Den Neos scheint es zu gehen wie einst den Grünen, sie führten einen perfekten Wahlkampf, waren mutig, frisch und die heimlichen Umfragekaiser. Das steigerte die Erwartungen, die dann offenbar doch nicht so ganz erreicht werden konnten.
Die Niederlage des Sonntags mussten die Sozialdemokraten wie in vielen Ländern Europas einstecken: Andreas Schieder, der in den TV-Konfrontationen keine schlechte Figur gemacht hatte, konnte offenbar von der tiefen Krise und Ohnmacht der Partei nicht ablenken. Nur zum Mitschreiben: Der größten Oppositionspartei gelang es nicht, eine Woche nach dem seit Jahren größten Skandal mit dem Chef einer der beiden Regierungsparteien und dem Scheitern der gesamten Regierung Stimmen zu gewinnen. Im Gegenteil, die SPÖ verlor sogar leicht – und die größere Regierungspartei legt stark zu. Schlimmer kann es für die SPÖ eigentlich kaum werden.

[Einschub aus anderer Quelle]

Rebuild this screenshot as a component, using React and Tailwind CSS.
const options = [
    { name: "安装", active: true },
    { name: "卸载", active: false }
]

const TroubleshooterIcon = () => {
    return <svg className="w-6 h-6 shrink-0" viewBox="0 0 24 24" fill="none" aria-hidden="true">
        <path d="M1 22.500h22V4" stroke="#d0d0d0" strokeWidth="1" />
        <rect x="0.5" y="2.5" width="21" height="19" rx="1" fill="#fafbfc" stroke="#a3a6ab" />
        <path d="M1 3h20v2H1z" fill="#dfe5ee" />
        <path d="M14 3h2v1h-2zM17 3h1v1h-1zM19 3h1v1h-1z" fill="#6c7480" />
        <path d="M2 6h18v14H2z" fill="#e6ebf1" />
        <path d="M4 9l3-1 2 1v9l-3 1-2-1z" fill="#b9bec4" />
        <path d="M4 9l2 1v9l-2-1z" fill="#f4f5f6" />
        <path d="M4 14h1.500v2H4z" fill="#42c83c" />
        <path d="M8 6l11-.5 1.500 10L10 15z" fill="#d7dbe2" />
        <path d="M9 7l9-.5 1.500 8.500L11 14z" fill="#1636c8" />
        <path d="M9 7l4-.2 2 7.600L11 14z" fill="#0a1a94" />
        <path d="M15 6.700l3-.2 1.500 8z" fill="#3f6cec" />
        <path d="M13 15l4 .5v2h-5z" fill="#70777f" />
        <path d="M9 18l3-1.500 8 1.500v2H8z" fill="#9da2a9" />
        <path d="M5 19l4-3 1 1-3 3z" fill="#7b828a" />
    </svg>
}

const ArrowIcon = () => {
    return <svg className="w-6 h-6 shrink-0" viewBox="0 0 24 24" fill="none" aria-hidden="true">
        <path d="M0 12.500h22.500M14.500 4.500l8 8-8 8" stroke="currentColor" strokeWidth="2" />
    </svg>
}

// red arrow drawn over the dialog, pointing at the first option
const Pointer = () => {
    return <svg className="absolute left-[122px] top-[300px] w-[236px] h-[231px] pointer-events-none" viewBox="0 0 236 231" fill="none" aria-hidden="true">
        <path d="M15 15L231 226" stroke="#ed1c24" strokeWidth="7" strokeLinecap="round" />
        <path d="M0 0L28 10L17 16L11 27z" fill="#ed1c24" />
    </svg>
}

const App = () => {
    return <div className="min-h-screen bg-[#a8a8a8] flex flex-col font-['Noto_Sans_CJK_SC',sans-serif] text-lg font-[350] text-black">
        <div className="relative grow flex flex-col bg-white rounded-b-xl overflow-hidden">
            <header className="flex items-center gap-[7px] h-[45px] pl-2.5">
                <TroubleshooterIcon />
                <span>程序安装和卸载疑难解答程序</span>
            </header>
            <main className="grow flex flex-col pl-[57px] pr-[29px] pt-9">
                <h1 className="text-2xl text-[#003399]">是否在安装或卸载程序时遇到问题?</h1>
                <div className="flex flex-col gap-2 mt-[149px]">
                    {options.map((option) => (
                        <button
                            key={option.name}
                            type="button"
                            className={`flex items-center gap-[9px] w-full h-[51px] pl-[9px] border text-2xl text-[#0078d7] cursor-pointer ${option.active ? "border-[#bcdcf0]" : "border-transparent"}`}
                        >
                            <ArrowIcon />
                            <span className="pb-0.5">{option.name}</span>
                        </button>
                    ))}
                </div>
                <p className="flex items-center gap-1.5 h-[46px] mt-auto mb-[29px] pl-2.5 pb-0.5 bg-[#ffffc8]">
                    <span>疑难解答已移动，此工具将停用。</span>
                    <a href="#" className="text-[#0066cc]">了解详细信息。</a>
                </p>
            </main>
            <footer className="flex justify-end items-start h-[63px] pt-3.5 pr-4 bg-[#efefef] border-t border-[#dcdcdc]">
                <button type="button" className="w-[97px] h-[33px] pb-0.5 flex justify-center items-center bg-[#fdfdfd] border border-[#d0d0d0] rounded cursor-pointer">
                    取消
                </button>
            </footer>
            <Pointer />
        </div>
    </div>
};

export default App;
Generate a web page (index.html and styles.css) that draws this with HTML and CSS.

Oder doch! Nicht einmal 24 Stunden später, am Montag, muss die SPÖ im Nationalrat den Wahlsieger Sebastian Kurz entweder aus dem Amt wählen oder ihn dort bestätigen. Beides kann sie außen und/oder innen nicht erklären. Andreas Schieder kann zumindest ins Exil nach Brüssel gehen. Durchaus möglich, dass in den kommenden Tagen nicht nur „der Sturz“ von Kurz ein Thema wird?